═════ Stored data ═════

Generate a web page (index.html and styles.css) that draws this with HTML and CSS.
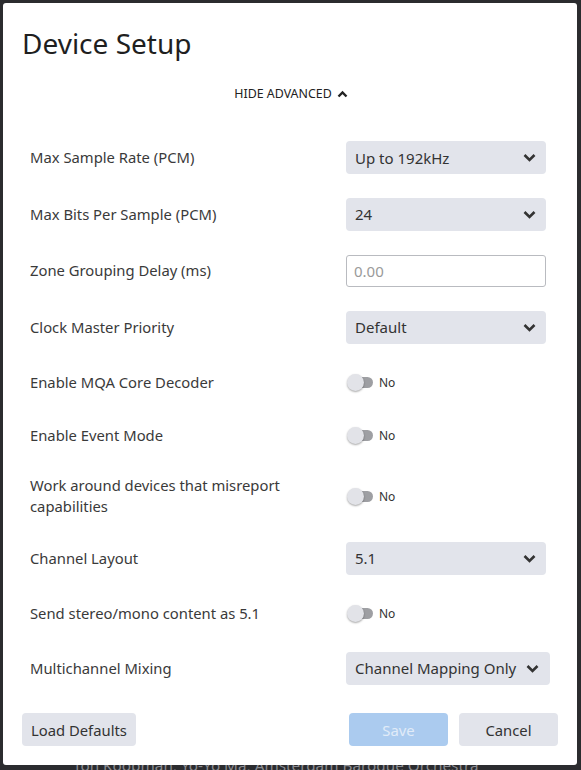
FILE: index.html
```html
<!DOCTYPE html>
<html>
<head>
<meta charset="utf-8">
<link rel="stylesheet" href="styles.css">
</head>
<body>
<div class="backdrop">
  <div class="behind">Ton Koopman, Yo-Yo Ma, Amsterdam Baroque Orchestra</div>
  <div class="dialog">
    <h1 class="title">Device Setup</h1>
    <div class="advanced">HIDE ADVANCED
      <svg class="up" width="11" height="8" viewBox="0 0 11 8"><path d="M1.5 6.5 L5.5 2.5 L9.5 6.5" fill="none" stroke="#222" stroke-width="2.4"/></svg>
    </div>
    <div class="rows">
      <div class="row"><div class="label">Max Sample Rate (PCM)</div>
        <div class="select"><span>Up to 192kHz</span><svg class="chev" width="13" height="9" viewBox="0 0 13 9"><path d="M1.5 2 L6.5 7 L11.5 2" fill="none" stroke="#333" stroke-width="2.6"/></svg></div></div>
      <div class="row"><div class="label">Max Bits Per Sample (PCM)</div>
        <div class="select"><span>24</span><svg class="chev" width="13" height="9" viewBox="0 0 13 9"><path d="M1.5 2 L6.5 7 L11.5 2" fill="none" stroke="#333" stroke-width="2.6"/></svg></div></div>
      <div class="row"><div class="label">Zone Grouping Delay (ms)</div>
        <div class="input">0.00</div></div>
      <div class="row"><div class="label">Clock Master Priority</div>
        <div class="select"><span>Default</span><svg class="chev" width="13" height="9" viewBox="0 0 13 9"><path d="M1.5 2 L6.5 7 L11.5 2" fill="none" stroke="#333" stroke-width="2.6"/></svg></div></div>
      <div class="row trow"><div class="label">Enable MQA Core Decoder</div>
        <div class="toggle"><span class="track"><span class="knob"></span></span><span class="tlabel">No</span></div></div>
      <div class="row trow"><div class="label">Enable Event Mode</div>
        <div class="toggle"><span class="track"><span class="knob"></span></span><span class="tlabel">No</span></div></div>
      <div class="row tall"><div class="label">Work around devices that misreport capabilities</div>
        <div class="toggle"><span class="track"><span class="knob"></span></span><span class="tlabel">No</span></div></div>
      <div class="row"><div class="label">Channel Layout</div>
        <div class="select"><span>5.1</span><svg class="chev" width="13" height="9" viewBox="0 0 13 9"><path d="M1.5 2 L6.5 7 L11.5 2" fill="none" stroke="#333" stroke-width="2.6"/></svg></div></div>
      <div class="row trow"><div class="label">Send stereo/mono content as 5.1</div>
        <div class="toggle"><span class="track"><span class="knob"></span></span><span class="tlabel">No</span></div></div>
      <div class="row"><div class="label">Multichannel Mixing</div>
        <div class="select wide"><span>Channel Mapping Only</span><svg class="chev" width="13" height="9" viewBox="0 0 13 9"><path d="M1.5 2 L6.5 7 L11.5 2" fill="none" stroke="#333" stroke-width="2.6"/></svg></div></div>
    </div>
    <div class="footer">
      <button class="btn">Load Defaults</button>
      <div class="spacer"></div>
      <button class="btn save">Save</button>
      <button class="btn cancel">Cancel</button>
    </div>
  </div>
</div>
</body>
</html>
```
FILE: styles.css
```css
html, body {
  margin: 0;
  padding: 0;
  background: #2b2c2f;
  font-family: "Noto Sans", "Open Sans", sans-serif;
  color: #333;
}
.backdrop {
  position: relative;
  width: 581px;
  height: 770px;
  overflow: hidden;
  padding: 3px 4px 0 3px;
  box-sizing: border-box;
}
.behind {
  position: absolute;
  left: 73px;
  top: 755px;
  font-size: 15.3px;
  color: #8a8b90;
  white-space: nowrap;
}
.dialog {
  position: relative;
  background: #fff;
  height: 762px;
  border-radius: 3px;
  box-sizing: border-box;
  padding: 24px 19px 0 19px;
  display: flex;
  flex-direction: column;
}
.title {
  margin: 0;
  font-size: 28px;
  font-weight: 400;
  line-height: 32px;
  color: #1f1f1f;
}
.advanced {
  margin-top: 26px;
  display: flex;
  justify-content: center;
  align-items: center;
  gap: 5px;
  font-size: 12.4px;
  line-height: 18px;
  color: #222;
  padding-left: 2px;
}
.up { margin-top: -1px; }
.rows {
  margin-top: 38px;
  display: flex;
  flex-direction: column;
  gap: 23.5px;
  padding: 0 8px;
}
.row {
  display: flex;
  align-items: center;
  min-height: 33px;
}
.row.trow { min-height: 30px; }
.row.tall { min-height: 44px; }
.label {
  width: 316px;
  font-size: 14.8px;
  line-height: 21px;
  color: #3a3a3a;
  padding-right: 20px;
  box-sizing: border-box;
}
.select {
  width: 200px;
  height: 33px;
  background: #e2e4eb;
  border-radius: 4px;
  display: flex;
  align-items: center;
  justify-content: space-between;
  padding: 0 10px 0 9px;
  box-sizing: border-box;
  font-size: 15px;
  color: #333;
}
.select.wide { width: 204px; padding-right: 11px; }
.chev { display: block; }
.input {
  width: 200px;
  height: 32px;
  border: 1px solid #b9bbc0;
  border-radius: 3px;
  box-sizing: border-box;
  display: flex;
  align-items: center;
  padding-left: 7px;
  font-size: 15px;
  color: #9a9a9a;
}
.toggle {
  display: flex;
  align-items: center;
  gap: 6px;
  padding-left: 2px;
}
.track {
  position: relative;
  width: 25px;
  height: 11px;
  background: #9e9fa3;
  border-radius: 6px;
  display: block;
}
.knob {
  position: absolute;
  left: -1px;
  top: -3px;
  width: 17px;
  height: 17px;
  border-radius: 50%;
  background: #e2e3e8;
  box-shadow: 0 1px 2px rgba(0,0,0,0.35);
}
.tlabel {
  font-size: 12px;
  color: #333;
}
.footer {
  margin-top: auto;
  margin-bottom: 19px;
  display: flex;
  align-items: center;
}
.spacer { flex: 1; }
.btn {
  font-family: "Noto Sans", "Open Sans", sans-serif;
  font-size: 14.8px;
  height: 33px;
  border: none;
  border-radius: 4px;
  background: #e2e4eb;
  color: #333;
  padding: 0 9px;
  margin: 0;
}
.save {
  width: 99px;
  background: #abcbef;
  color: #e1ebf8;
  margin-right: 11px;
}
.cancel {
  width: 99px;
}
```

═════

» **What you need to do**
Exclude the pictures. Write out the remaining data exactly.

» **In response**
Generate a web page (index.html and styles.css) that draws this with HTML and CSS.
FILE: index.html
```html
<!DOCTYPE html>
<html>
<head>
<meta charset="utf-8">
<link rel="stylesheet" href="styles.css">
</head>
<body>
<div class="backdrop">
  <div class="behind">Ton Koopman, Yo-Yo Ma, Amsterdam Baroque Orchestra</div>
  <div class="dialog">
    <h1 class="title">Device Setup</h1>
    <div class="advanced">HIDE ADVANCED
      <svg class="up" width="11" height="8" viewBox="0 0 11 8"><path d="M1.5 6.5 L5.5 2.5 L9.5 6.5" fill="none" stroke="#222" stroke-width="2.4"/></svg>
    </div>
    <div class="rows">
      <div class="row"><div class="label">Max Sample Rate (PCM)</div>
        <div class="select"><span>Up to 192kHz</span><svg class="chev" width="13" height="9" viewBox="0 0 13 9"><path d="M1.5 2 L6.5 7 L11.5 2" fill="none" stroke="#333" stroke-width="2.6"/></svg></div></div>
      <div class="row"><div class="label">Max Bits Per Sample (PCM)</div>
        <div class="select"><span>24</span><svg class="chev" width="13" height="9" viewBox="0 0 13 9"><path d="M1.5 2 L6.5 7 L11.5 2" fill="none" stroke="#333" stroke-width="2.6"/></svg></div></div>
      <div class="row"><div class="label">Zone Grouping Delay (ms)</div>
        <div class="input">0.00</div></div>
      <div class="row"><div class="label">Clock Master Priority</div>
        <div class="select"><span>Default</span><svg class="chev" width="13" height="9" viewBox="0 0 13 9"><path d="M1.5 2 L6.5 7 L11.5 2" fill="none" stroke="#333" stroke-width="2.6"/></svg></div></div>
      <div class="row trow"><div class="label">Enable MQA Core Decoder</div>
        <div class="toggle"><span class="track"><span class="knob"></span></span><span class="tlabel">No</span></div></div>
      <div class="row trow"><div class="label">Enable Event Mode</div>
        <div class="toggle"><span class="track"><span class="knob"></span></span><span class="tlabel">No</span></div></div>
      <div class="row tall"><div class="label">Work around devices that misreport capabilities</div>
        <div class="toggle"><span class="track"><span class="knob"></span></span><span class="tlabel">No</span></div></div>
      <div class="row"><div class="label">Channel Layout</div>
        <div class="select"><span>5.1</span><svg class="chev" width="13" height="9" viewBox="0 0 13 9"><path d="M1.5 2 L6.5 7 L11.5 2" fill="none" stroke="#333" stroke-width="2.6"/></svg></div></div>
      <div class="row trow"><div class="label">Send stereo/mono content as 5.1</div>
        <div class="toggle"><span class="track"><span class="knob"></span></span><span class="tlabel">No</span></div></div>
      <div class="row"><div class="label">Multichannel Mixing</div>
        <div class="select wide"><span>Channel Mapping Only</span><svg class="chev" width="13" height="9" viewBox="0 0 13 9"><path d="M1.5 2 L6.5 7 L11.5 2" fill="none" stroke="#333" stroke-width="2.6"/></svg></div></div>
    </div>
    <div class="footer">
      <button class="btn">Load Defaults</button>
      <div class="spacer"></div>
      <button class="btn save">Save</button>
      <button class="btn cancel">Cancel</button>
    </div>
  </div>
</div>
</body>
</html>
```
FILE: styles.css
```css
html, body {
  margin: 0;
  padding: 0;
  background: #2b2c2f;
  font-family: "Noto Sans", "Open Sans", sans-serif;
  color: #333;
}
.backdrop {
  position: relative;
  width: 581px;
  height: 770px;
  overflow: hidden;
  padding: 3px 4px 0 3px;
  box-sizing: border-box;
}
.behind {
  position: absolute;
  left: 73px;
  top: 755px;
  font-size: 15.3px;
  color: #8a8b90;
  white-space: nowrap;
}
.dialog {
  position: relative;
  background: #fff;
  height: 762px;
  border-radius: 3px;
  box-sizing: border-box;
  padding: 24px 19px 0 19px;
  display: flex;
  flex-direction: column;
}
.title {
  margin: 0;
  font-size: 28px;
  font-weight: 400;
  line-height: 32px;
  color: #1f1f1f;
}
.advanced {
  margin-top: 26px;
  display: flex;
  justify-content: center;
  align-items: center;
  gap: 5px;
  font-size: 12.4px;
  line-height: 18px;
  color: #222;
  padding-left: 2px;
}
.up { margin-top: -1px; }
.rows {
  margin-top: 38px;
  display: flex;
  flex-direction: column;
  gap: 23.5px;
  padding: 0 8px;
}
.row {
  display: flex;
  align-items: center;
  min-height: 33px;
}
.row.trow { min-height: 30px; }
.row.tall { min-height: 44px; }
.label {
  width: 316px;
  font-size: 14.8px;
  line-height: 21px;
  color: #3a3a3a;
  padding-right: 20px;
  box-sizing: border-box;
}
.select {
  width: 200px;
  height: 33px;
  background: #e2e4eb;
  border-radius: 4px;
  display: flex;
  align-items: center;
  justify-content: space-between;
  padding: 0 10px 0 9px;
  box-sizing: border-box;
  font-size: 15px;
  color: #333;
}
.select.wide { width: 204px; padding-right: 11px; }
.chev { display: block; }
.input {
  width: 200px;
  height: 32px;
  border: 1px solid #b9bbc0;
  border-radius: 3px;
  box-sizing: border-box;
  display: flex;
  align-items: center;
  padding-left: 7px;
  font-size: 15px;
  color: #9a9a9a;
}
.toggle {
  display: flex;
  align-items: center;
  gap: 6px;
  padding-left: 2px;
}
.track {
  position: relative;
  width: 25px;
  height: 11px;
  background: #9e9fa3;
  border-radius: 6px;
  display: block;
}
.knob {
  position: absolute;
  left: -1px;
  top: -3px;
  width: 17px;
  height: 17px;
  border-radius: 50%;
  background: #e2e3e8;
  box-shadow: 0 1px 2px rgba(0,0,0,0.35);
}
.tlabel {
  font-size: 12px;
  color: #333;
}
.footer {
  margin-top: auto;
  margin-bottom: 19px;
  display: flex;
  align-items: center;
}
.spacer { flex: 1; }
.btn {
  font-family: "Noto Sans", "Open Sans", sans-serif;
  font-size: 14.8px;
  height: 33px;
  border: none;
  border-radius: 4px;
  background: #e2e4eb;
  color: #333;
  padding: 0 9px;
  margin: 0;
}
.save {
  width: 99px;
  background: #abcbef;
  color: #e1ebf8;
  margin-right: 11px;
}
.cancel {
  width: 99px;
}
```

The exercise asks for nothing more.